▶ DIRECTION:
Locate each line holding the string "index" and copy it.

▶ GIVEN INFORMATION:
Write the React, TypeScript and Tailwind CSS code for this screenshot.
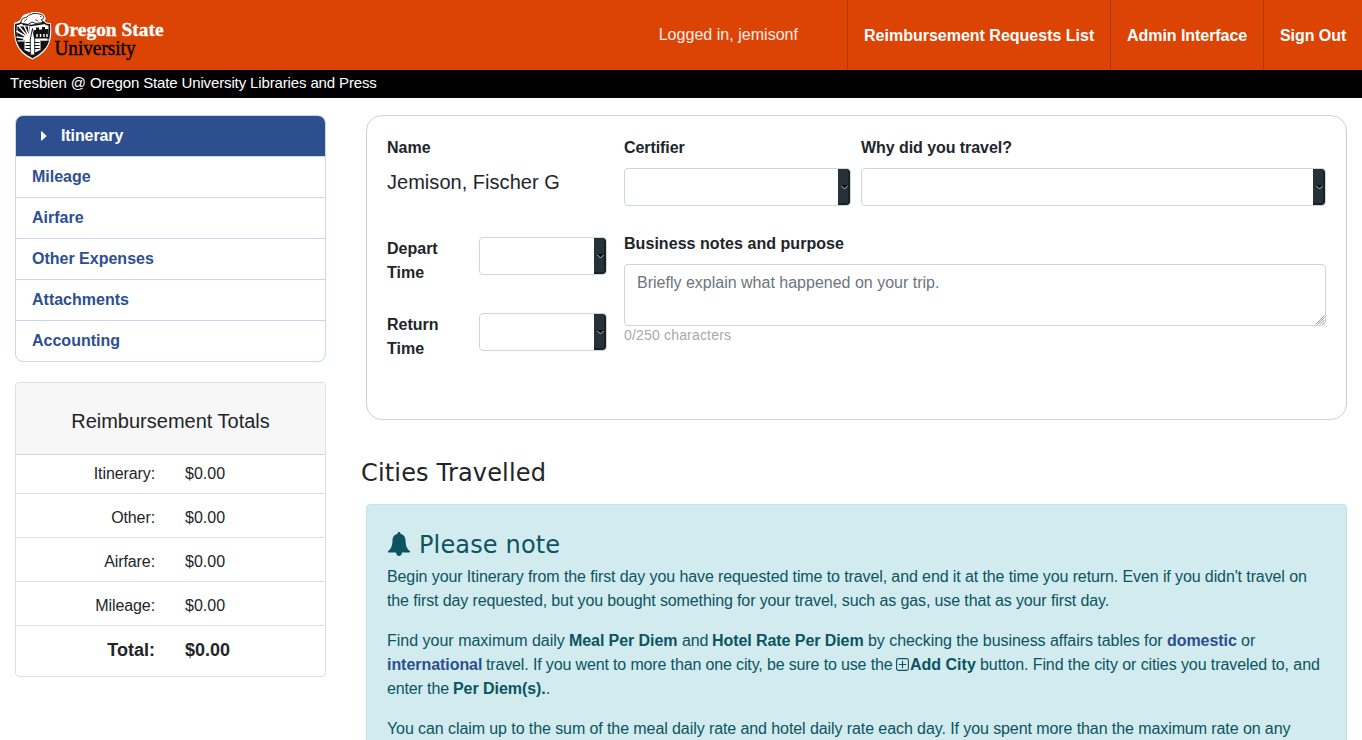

---

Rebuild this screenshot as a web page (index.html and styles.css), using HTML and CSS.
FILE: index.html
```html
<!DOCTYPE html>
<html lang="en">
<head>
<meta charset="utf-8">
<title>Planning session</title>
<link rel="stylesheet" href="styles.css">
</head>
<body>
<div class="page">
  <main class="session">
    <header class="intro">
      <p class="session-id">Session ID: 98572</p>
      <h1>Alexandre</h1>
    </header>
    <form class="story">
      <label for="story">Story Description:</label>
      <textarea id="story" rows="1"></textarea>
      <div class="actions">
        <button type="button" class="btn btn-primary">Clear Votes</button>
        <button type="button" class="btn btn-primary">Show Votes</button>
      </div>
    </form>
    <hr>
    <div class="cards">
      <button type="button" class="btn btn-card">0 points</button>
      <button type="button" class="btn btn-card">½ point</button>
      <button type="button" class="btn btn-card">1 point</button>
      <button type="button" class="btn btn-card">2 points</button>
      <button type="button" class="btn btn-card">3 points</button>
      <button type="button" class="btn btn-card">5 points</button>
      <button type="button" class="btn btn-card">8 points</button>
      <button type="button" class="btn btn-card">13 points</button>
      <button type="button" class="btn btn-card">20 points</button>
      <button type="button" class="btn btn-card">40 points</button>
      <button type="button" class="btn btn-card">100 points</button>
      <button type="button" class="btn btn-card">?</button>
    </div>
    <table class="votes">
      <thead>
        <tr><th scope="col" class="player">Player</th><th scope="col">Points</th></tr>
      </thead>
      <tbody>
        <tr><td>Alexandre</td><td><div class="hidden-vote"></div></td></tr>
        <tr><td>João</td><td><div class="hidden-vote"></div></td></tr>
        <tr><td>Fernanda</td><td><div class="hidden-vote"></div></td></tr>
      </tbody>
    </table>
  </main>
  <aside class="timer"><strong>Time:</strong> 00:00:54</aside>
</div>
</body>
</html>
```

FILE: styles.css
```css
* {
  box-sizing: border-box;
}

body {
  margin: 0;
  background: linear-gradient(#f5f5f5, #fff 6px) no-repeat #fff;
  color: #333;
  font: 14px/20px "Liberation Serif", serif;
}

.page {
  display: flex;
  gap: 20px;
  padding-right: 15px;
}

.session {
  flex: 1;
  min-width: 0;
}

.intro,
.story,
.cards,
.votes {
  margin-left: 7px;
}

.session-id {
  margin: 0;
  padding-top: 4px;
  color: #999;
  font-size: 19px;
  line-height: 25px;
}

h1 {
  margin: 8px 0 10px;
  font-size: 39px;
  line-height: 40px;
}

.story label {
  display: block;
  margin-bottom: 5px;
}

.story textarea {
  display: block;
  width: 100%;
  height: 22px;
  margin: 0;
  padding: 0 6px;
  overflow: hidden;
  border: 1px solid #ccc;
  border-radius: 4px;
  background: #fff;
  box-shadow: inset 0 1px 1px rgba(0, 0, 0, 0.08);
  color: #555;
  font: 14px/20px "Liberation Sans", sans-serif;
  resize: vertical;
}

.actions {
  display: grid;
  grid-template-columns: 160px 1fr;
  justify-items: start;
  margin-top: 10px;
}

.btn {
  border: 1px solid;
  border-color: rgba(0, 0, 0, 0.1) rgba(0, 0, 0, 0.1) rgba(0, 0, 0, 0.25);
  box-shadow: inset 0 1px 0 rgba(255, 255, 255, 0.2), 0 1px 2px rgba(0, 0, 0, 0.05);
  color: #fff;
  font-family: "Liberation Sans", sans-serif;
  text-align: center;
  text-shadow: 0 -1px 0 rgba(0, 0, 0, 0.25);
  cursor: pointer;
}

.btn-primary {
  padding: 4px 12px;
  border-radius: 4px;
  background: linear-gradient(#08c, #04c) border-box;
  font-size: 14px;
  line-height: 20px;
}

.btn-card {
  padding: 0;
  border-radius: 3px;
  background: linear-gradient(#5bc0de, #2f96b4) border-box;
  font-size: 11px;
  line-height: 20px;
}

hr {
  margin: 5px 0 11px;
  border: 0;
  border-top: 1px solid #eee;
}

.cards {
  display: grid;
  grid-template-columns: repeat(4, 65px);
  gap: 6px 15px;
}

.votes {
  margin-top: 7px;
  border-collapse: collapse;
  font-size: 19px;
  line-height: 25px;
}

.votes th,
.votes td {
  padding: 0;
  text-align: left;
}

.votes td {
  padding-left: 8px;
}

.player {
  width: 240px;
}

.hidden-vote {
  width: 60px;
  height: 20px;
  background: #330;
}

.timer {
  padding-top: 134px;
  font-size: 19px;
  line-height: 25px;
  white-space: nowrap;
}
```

▶ SOLUTION:
Rebuild this screenshot as a web page (index.html and styles.css), using HTML and CSS.
FILE: index.html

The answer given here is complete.